Pillole amare / L’insostenibile leggerezza di certe “rivoluzioni”
[youtube QYNi14p5Nu0 nolink]
“È notizia di questi giorni che a partire al 1 novembre prossimo molti dei nostri migliori musicisti non potranno più insegnare nei Conservatori di Musica. Tra le tante vittime illustri, anche grandi nomi del jazz, come Emanuele Cisi, Maria Pia De Vito, Roberto Gatto, Dado Moroni, Danilo Rea e alcuni dei nostri migliori musicisti classici, tra cui Giuseppe Andaloro, Maurizio Baglini, Gemma Bertagnolli, Roberto Cominati, Filippo Gamba, Eva Mei. Centinaia di studenti che avevano scelto di iscriversi in un Conservatorio per seguire i corsi di quei determinati docenti saranno ora costretti a cambiare insegnante, o a lasciare il Conservatorio e studiare altrove” (da Immagina)
Non mi sorprende piu’ di tanto… forse si devono sistemare anche ma non solo – sanare – una marea di situazioni occupazionali incancrenite da anni e per far questo qualcuno ha pensato di usare la livella che, in certi casi, ovviamente se verrà azionata andrà a colpire di riflesso gli studenti – sebbene di insegnanti buoni ce ne siano molti comunque in un panorama dove però c’è, logicamente di tutto (dunque sempre occhio alla scelta).
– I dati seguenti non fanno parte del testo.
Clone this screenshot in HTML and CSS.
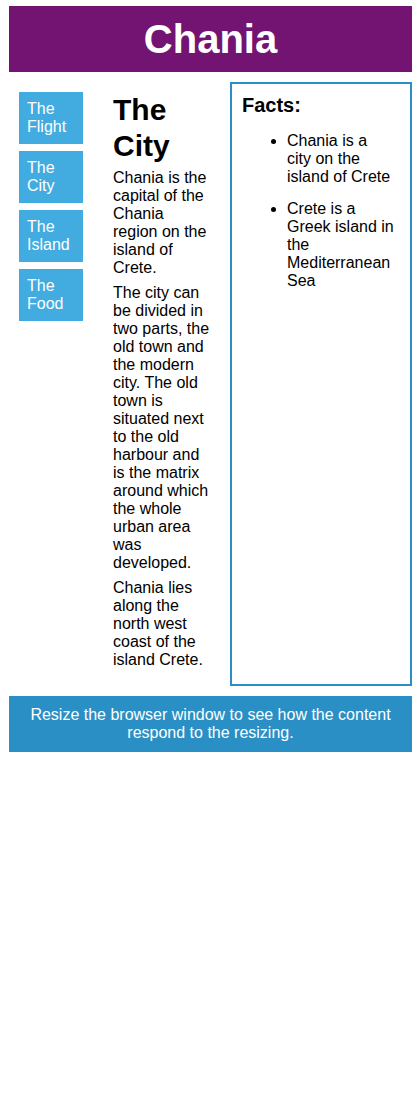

I big della musica, perdita per il Conservatorio, tra un concerto l’altro andranno nel privato (se già come probabile, non ci lavorano), dove va chi ha i soldi, ma non basta: il talento è un’altra cosa. Certo non situazioni da Paese illuminato, almeno nella musica (pur avendo talenti mostruosi e una traduzione pazzesca), del resto nel “paese vecchio” le risorse scarseggiano, ma nelle nazioni d’Europa – dalla Germania/Austria in sù – a cui ci fregiamo con onore di appartenere, la musica in tavola è la prima portata e i fondi e i modi di tenerla viva e incentivarla, chissà perchè, si trovano sempre. Qui si licenziano orchestre, si mandano a casa i fuoriclasse, si snobbano i big della direzione d’orchestra. Dinamiche da Paese sadomaso che da una parte si rallegra per i suoi figli geniali e dall’altra, i medesimi, li bastona fino a farli scappare all’estero. Meno male che c’è “O’ sole mio”.